■ WRITTEN TASK: Scan the records for the string "styles"; copy each line where it occurs.

>> START RECORDS SHOWN

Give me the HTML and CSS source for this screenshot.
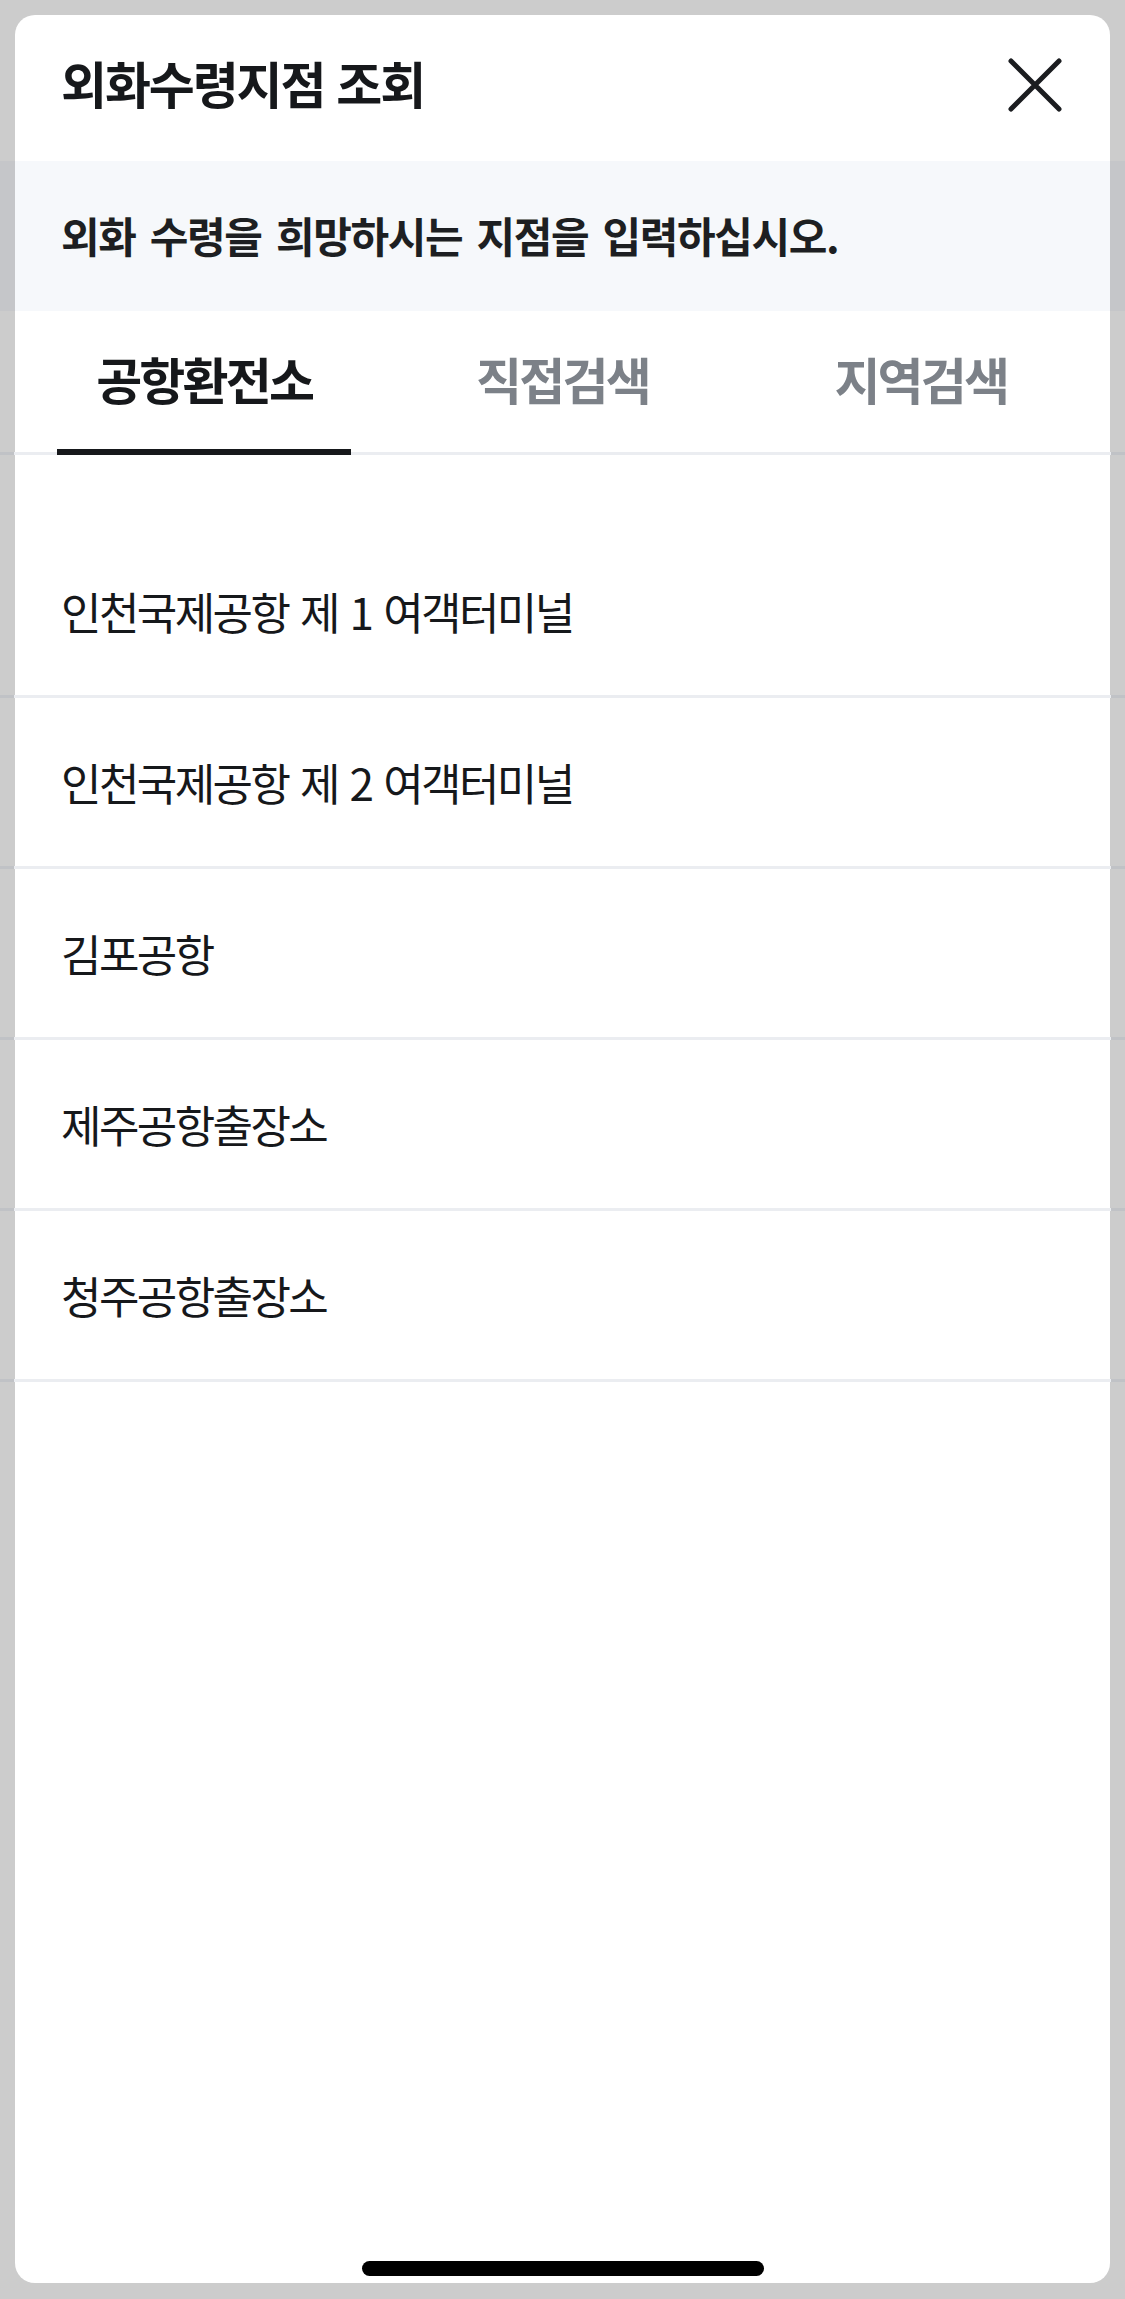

>> END RECORDS SHOWN
>> START RECORDS SHOWN

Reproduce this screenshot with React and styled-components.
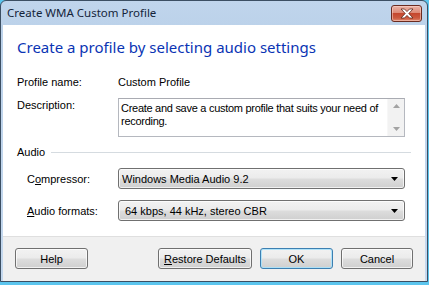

>> END RECORDS SHOWN
>> START RECORDS SHOWN

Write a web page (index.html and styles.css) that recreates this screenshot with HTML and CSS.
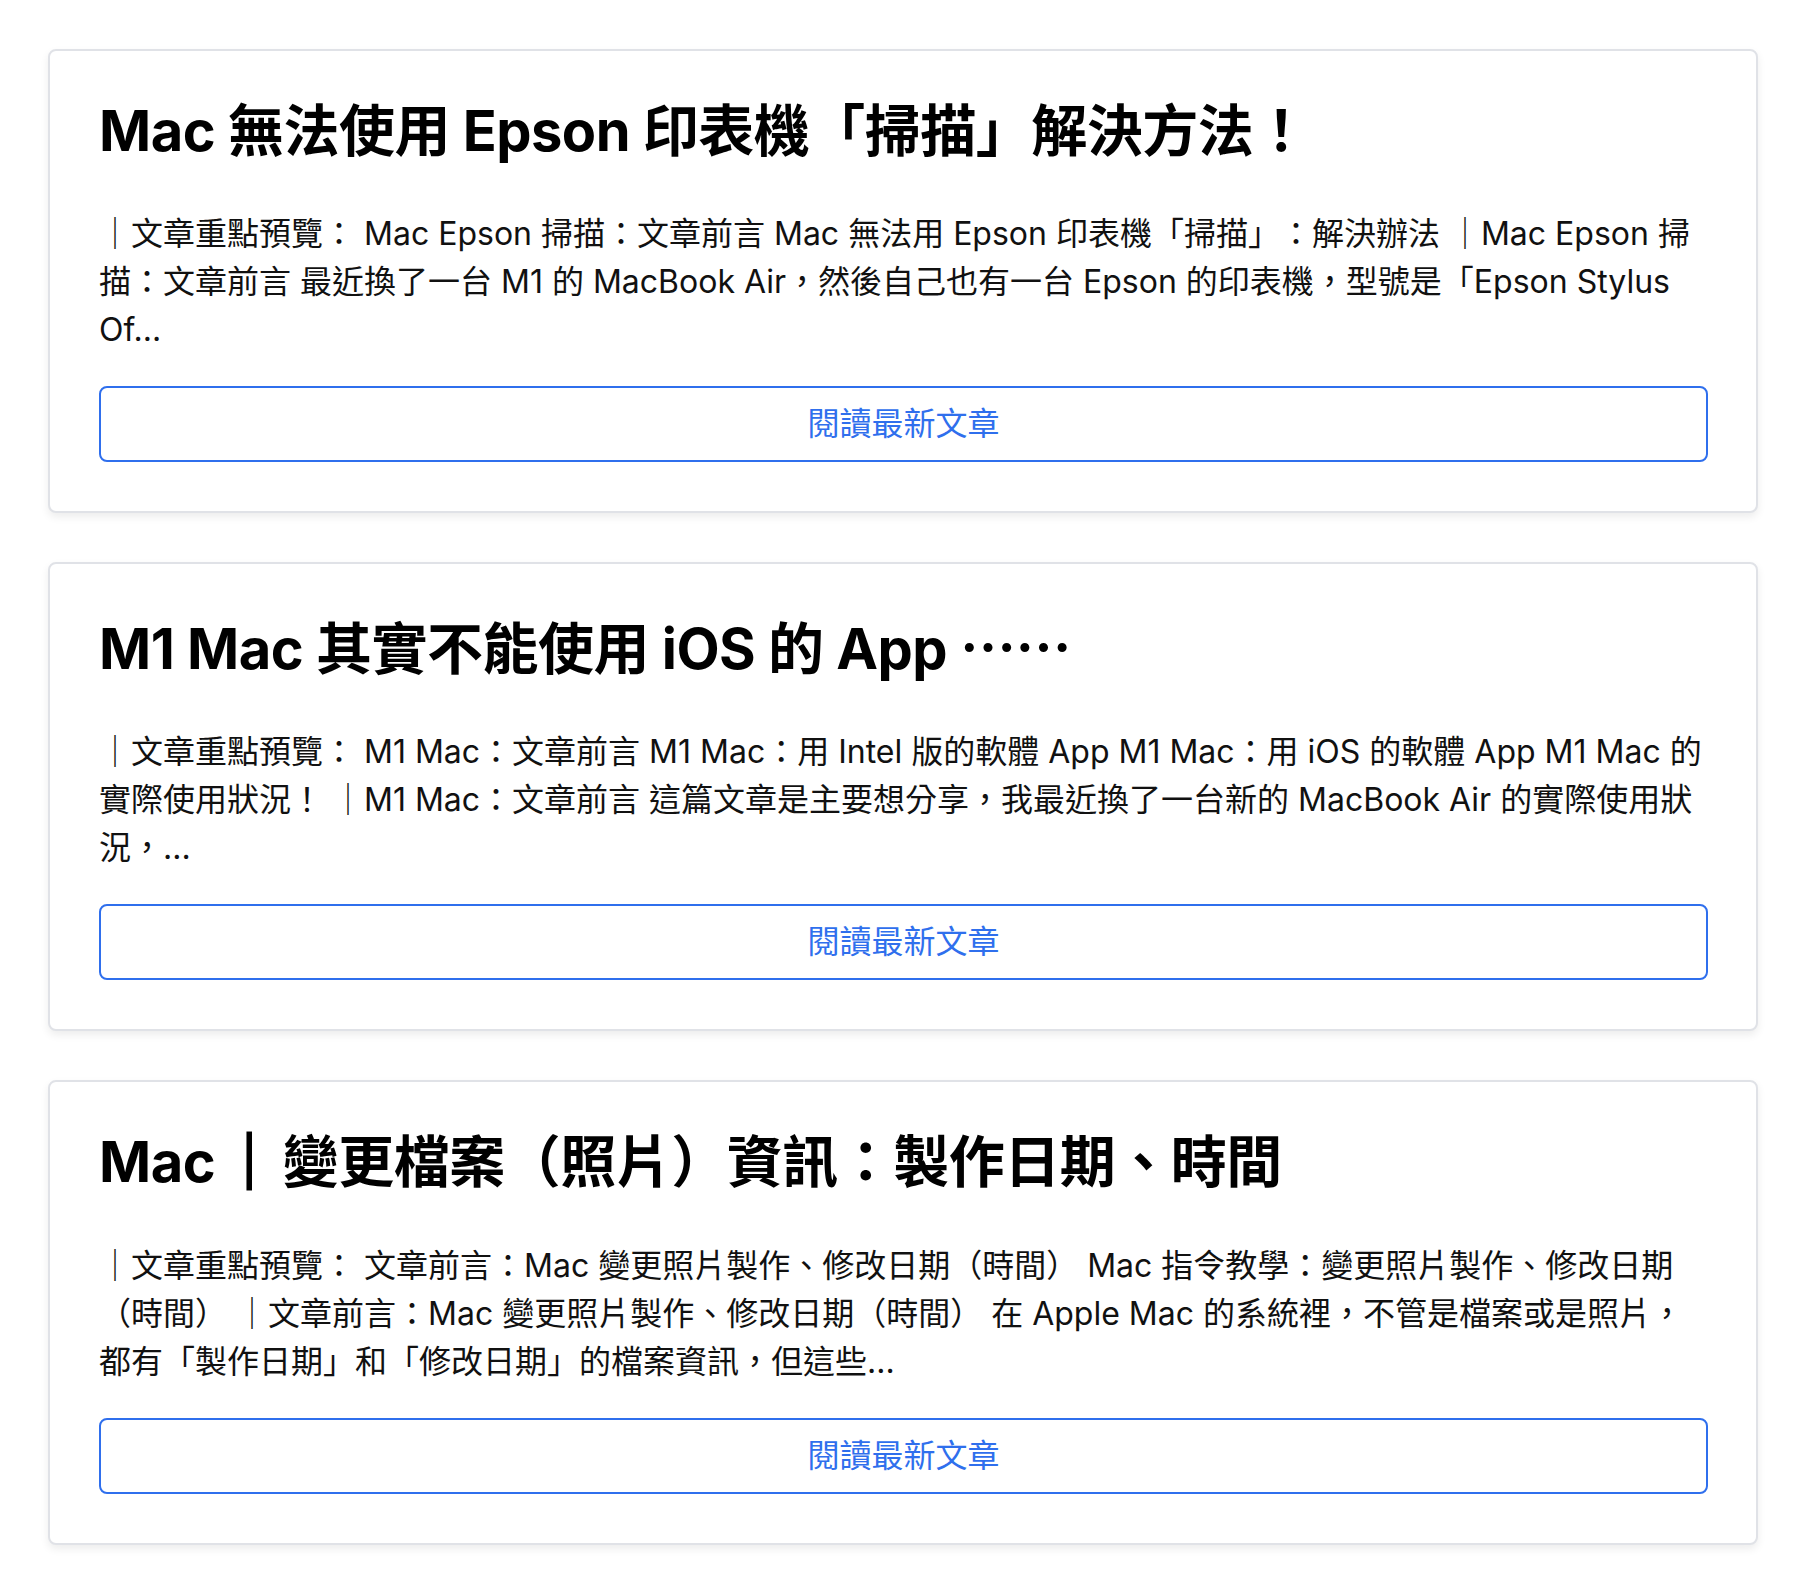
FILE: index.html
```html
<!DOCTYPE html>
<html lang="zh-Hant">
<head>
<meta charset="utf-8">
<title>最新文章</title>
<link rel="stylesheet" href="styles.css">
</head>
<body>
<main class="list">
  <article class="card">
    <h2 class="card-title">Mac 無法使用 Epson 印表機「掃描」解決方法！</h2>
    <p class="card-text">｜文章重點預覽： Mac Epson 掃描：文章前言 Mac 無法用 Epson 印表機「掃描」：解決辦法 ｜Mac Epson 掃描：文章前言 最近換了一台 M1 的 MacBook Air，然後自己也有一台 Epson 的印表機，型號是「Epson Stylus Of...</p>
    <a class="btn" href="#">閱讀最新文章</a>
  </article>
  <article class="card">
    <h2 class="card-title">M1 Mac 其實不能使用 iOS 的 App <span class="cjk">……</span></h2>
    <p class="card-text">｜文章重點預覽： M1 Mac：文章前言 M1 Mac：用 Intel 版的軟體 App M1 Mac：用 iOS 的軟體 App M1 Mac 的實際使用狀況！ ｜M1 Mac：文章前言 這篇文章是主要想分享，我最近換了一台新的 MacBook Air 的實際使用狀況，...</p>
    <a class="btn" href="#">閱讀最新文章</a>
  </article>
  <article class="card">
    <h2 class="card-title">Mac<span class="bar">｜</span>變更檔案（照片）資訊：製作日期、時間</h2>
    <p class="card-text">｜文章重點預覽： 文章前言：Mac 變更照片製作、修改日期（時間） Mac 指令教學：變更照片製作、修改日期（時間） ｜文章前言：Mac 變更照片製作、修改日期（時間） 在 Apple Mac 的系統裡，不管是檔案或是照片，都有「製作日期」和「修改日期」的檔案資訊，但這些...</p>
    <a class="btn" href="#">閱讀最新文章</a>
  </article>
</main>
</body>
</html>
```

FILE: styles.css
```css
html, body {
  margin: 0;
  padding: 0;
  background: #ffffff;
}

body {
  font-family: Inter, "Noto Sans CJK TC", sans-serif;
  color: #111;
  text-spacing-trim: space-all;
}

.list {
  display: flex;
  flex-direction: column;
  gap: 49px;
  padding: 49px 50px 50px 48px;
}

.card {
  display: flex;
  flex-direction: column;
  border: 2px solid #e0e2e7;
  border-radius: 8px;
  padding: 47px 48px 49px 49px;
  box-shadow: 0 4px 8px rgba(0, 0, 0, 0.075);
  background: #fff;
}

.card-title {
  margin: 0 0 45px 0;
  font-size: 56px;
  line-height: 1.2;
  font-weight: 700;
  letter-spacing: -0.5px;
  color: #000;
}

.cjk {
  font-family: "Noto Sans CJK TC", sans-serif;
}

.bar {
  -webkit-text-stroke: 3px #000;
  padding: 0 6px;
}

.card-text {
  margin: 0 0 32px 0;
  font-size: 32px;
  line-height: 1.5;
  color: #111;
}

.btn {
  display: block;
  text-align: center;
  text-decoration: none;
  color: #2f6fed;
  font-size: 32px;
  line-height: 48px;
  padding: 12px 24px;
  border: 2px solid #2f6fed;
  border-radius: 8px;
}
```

>> END RECORDS SHOWN

■ RIGHT ANSWER:
Write a web page (index.html and styles.css) that recreates this screenshot with HTML and CSS.
<link rel="stylesheet" href="styles.css">
FILE: styles.css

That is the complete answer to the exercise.